## What is required
Isolate every line in the data with the string "styles" and copy it.

>> BEGIN Material

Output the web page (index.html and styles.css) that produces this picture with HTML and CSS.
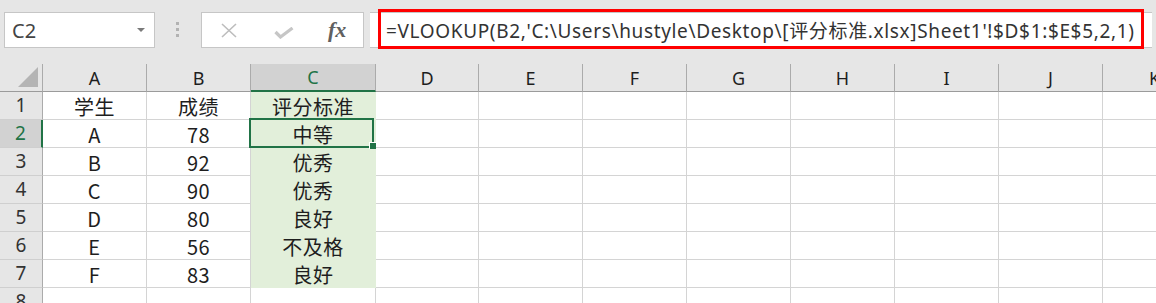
FILE: index.html
```html
<!DOCTYPE html>
<html lang="zh-CN">
<head>
    <meta charset="UTF-8">
    <title>VLOOKUP</title>
    <link rel="stylesheet" href="styles.css">
</head>
<body>
    <div class="toolbar">
        <div class="namebox">
            <span>C2</span>
            <svg class="arrow" width="8" height="5" viewBox="0 0 8 5"><path d="M0 0 L8 0 L4 4 Z" fill="#7a7a7a"/></svg>
        </div>
        <div class="grip"><i></i><i></i><i></i></div>
        <div class="fxbtns">
            <svg class="icon-x" width="18" height="15" viewBox="0 0 18 15"><path d="M2 1 L16 14 M16 1 L2 14" stroke="#bdbdbd" stroke-width="1.6" fill="none"/></svg>
            <svg class="icon-ok" width="20" height="12" viewBox="0 0 20 12"><path d="M1.5 5 L6.5 10 L18.5 1" stroke="#c6c6c6" stroke-width="3.2" fill="none"/></svg>
            <span class="fx">fx</span>
        </div>
        <div class="formula">
            <span class="ftext">=VLOOKUP(B2,'C:\Users\hustyle\Desktop\[评分标准.xlsx]Sheet1'!$D$1:$E$5,2,1)</span>
            <div class="mark"></div>
        </div>
    </div>

    <div class="sheet">
        <div class="row head">
            <div class="c corner"><svg width="21" height="21" viewBox="0 0 21 21"><path d="M0 20 L20 20 L20 0 Z" fill="#b4b4b4"/></svg></div>
            <div class="c">A</div><div class="c">B</div><div class="c sel">C</div><div class="c">D</div>
            <div class="c">E</div><div class="c">F</div><div class="c">G</div><div class="c">H</div>
            <div class="c">I</div><div class="c">J</div><div class="c">K</div>
        </div>
        <div class="row">
            <div class="c num">1</div>
            <div class="c">学生</div><div class="c">成绩</div><div class="c fill">评分标准</div><div class="c"></div>
            <div class="c"></div><div class="c"></div><div class="c"></div><div class="c"></div>
            <div class="c"></div><div class="c"></div><div class="c"></div>
        </div>
        <div class="row">
            <div class="c num sel">2</div>
            <div class="c">A</div><div class="c">78</div><div class="c fill active">中等<span class="handle"></span></div><div class="c"></div>
            <div class="c"></div><div class="c"></div><div class="c"></div><div class="c"></div>
            <div class="c"></div><div class="c"></div><div class="c"></div>
        </div>
        <div class="row">
            <div class="c num">3</div>
            <div class="c">B</div><div class="c">92</div><div class="c fill">优秀</div><div class="c"></div>
            <div class="c"></div><div class="c"></div><div class="c"></div><div class="c"></div>
            <div class="c"></div><div class="c"></div><div class="c"></div>
        </div>
        <div class="row">
            <div class="c num">4</div>
            <div class="c">C</div><div class="c">90</div><div class="c fill">优秀</div><div class="c"></div>
            <div class="c"></div><div class="c"></div><div class="c"></div><div class="c"></div>
            <div class="c"></div><div class="c"></div><div class="c"></div>
        </div>
        <div class="row">
            <div class="c num">5</div>
            <div class="c">D</div><div class="c">80</div><div class="c fill">良好</div><div class="c"></div>
            <div class="c"></div><div class="c"></div><div class="c"></div><div class="c"></div>
            <div class="c"></div><div class="c"></div><div class="c"></div>
        </div>
        <div class="row">
            <div class="c num">6</div>
            <div class="c">E</div><div class="c">56</div><div class="c fill">不及格</div><div class="c"></div>
            <div class="c"></div><div class="c"></div><div class="c"></div><div class="c"></div>
            <div class="c"></div><div class="c"></div><div class="c"></div>
        </div>
        <div class="row">
            <div class="c num">7</div>
            <div class="c">F</div><div class="c">83</div><div class="c fill">良好</div><div class="c"></div>
            <div class="c"></div><div class="c"></div><div class="c"></div><div class="c"></div>
            <div class="c"></div><div class="c"></div><div class="c"></div>
        </div>
        <div class="row">
            <div class="c num">8</div>
            <div class="c"></div><div class="c"></div><div class="c"></div><div class="c"></div>
            <div class="c"></div><div class="c"></div><div class="c"></div><div class="c"></div>
            <div class="c"></div><div class="c"></div><div class="c"></div>
        </div>
    </div>
</body>
</html>
```

FILE: styles.css
```css
body {
    margin: 0;
    width: 1156px;
    height: 303px;
    overflow: hidden;
    background-color: #fff;
    font-family: "Noto Sans CJK SC", sans-serif;
    color: #1e1e1e;
}
.toolbar {
    height: 64px;
    background-color: #e6e6e6;
    display: flex;
    align-items: flex-start;
    padding: 12px 0 0 4px;
    box-sizing: border-box;
}
.namebox {
    width: 151px;
    height: 36px;
    box-sizing: border-box;
    background-color: #fff;
    border: 1px solid #c6c6c6;
    display: flex;
    align-items: center;
    justify-content: space-between;
    padding: 0 9px 0 7px;
    font-family: "Noto Sans", sans-serif;
    font-size: 20px;
    color: #444;
}
.namebox span {
    line-height: 1;
    padding-top: 1px;
}
.grip {
    width: 3px;
    margin: 10px 22px 0 21px;
    display: flex;
    flex-direction: column;
    gap: 3px;
}
.grip i {
    width: 3px;
    height: 3px;
    background-color: #b2b2b2;
}
.fxbtns {
    width: 163px;
    height: 36px;
    box-sizing: border-box;
    background-color: #fff;
    border: 1px solid #c6c6c6;
    display: flex;
    align-items: center;
    padding-left: 18px;
}
.icon-x {
    margin-top: 1px;
}
.icon-ok {
    margin: 5px 0 0 36px;
}
.fx {
    margin-left: 34px;
    font-family: "Liberation Serif", serif;
    font-style: italic;
    font-weight: bold;
    font-size: 22px;
    color: #606060;
    line-height: 1;
}
.formula {
    position: relative;
    margin-left: 6px;
    width: 782px;
    height: 36px;
    box-sizing: border-box;
    background-color: #fff;
    border-top: 1px solid #c6c6c6;
    border-bottom: 1px solid #c6c6c6;
    display: flex;
    align-items: center;
    padding-left: 16px;
}
.ftext {
    font-family: "Noto Sans", "Noto Sans CJK SC", sans-serif;
    font-size: 19px;
    letter-spacing: 0.65px;
    color: #333;
    white-space: nowrap;
}
.mark {
    position: absolute;
    left: 8px;
    top: -4px;
    width: 766px;
    height: 40px;
    box-sizing: border-box;
    border: 3px solid #f00;
}
.sheet {
    height: 239px;
    overflow: hidden;
}
.row {
    display: grid;
    grid-template-columns: 43px 104px 104px 125px 103px repeat(7, 104px);
    height: 28px;
}
.c {
    box-sizing: border-box;
    border-right: 1px solid #d4d4d4;
    border-bottom: 1px solid #d4d4d4;
    display: flex;
    align-items: center;
    justify-content: center;
    padding-top: 2px;
    font-size: 20px;
    letter-spacing: 0.5px;
    line-height: 1;
    white-space: nowrap;
}
.head .c {
    background-color: #e6e6e6;
    border-right-color: #ababab;
    border-bottom-color: #9b9b9b;
    font-family: "Noto Sans", sans-serif;
    font-size: 18px;
    letter-spacing: 0;
    padding-top: 0;
}
.head .corner {
    align-items: flex-end;
    justify-content: flex-end;
    padding: 0 3px 3px 0;
}
.head .sel {
    background-color: #d2d2d2;
    border-bottom: 2px solid #217346;
    color: #217346;
}
.num {
    background-color: #e6e6e6;
    border-right-color: #ababab;
    border-bottom-color: #cfcfcf;
    font-family: "Noto Sans", sans-serif;
    font-size: 19px;
    letter-spacing: 0;
    color: #333;
    padding-top: 0;
}
.num.sel {
    background-color: #d2d2d2;
    border-right: 2px solid #217346;
    color: #217346;
}
.fill {
    background-color: #e2efda;
    border-right-color: #e2efda;
    border-bottom-color: #e2efda;
}
.active {
    position: relative;
}
.active::after {
    content: "";
    position: absolute;
    left: -2px;
    top: -2px;
    right: 1px;
    bottom: -1px;
    border: 2px solid #217346;
}
.handle {
    position: absolute;
    right: -1px;
    bottom: -2px;
    width: 6px;
    height: 6px;
    background-color: #217346;
    border-left: 1px solid #fff;
    border-top: 1px solid #fff;
    z-index: 1;
}
```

>> END Material

## Final answer
Output the web page (index.html and styles.css) that produces this picture with HTML and CSS.
    <link rel="stylesheet" href="styles.css">
FILE: styles.css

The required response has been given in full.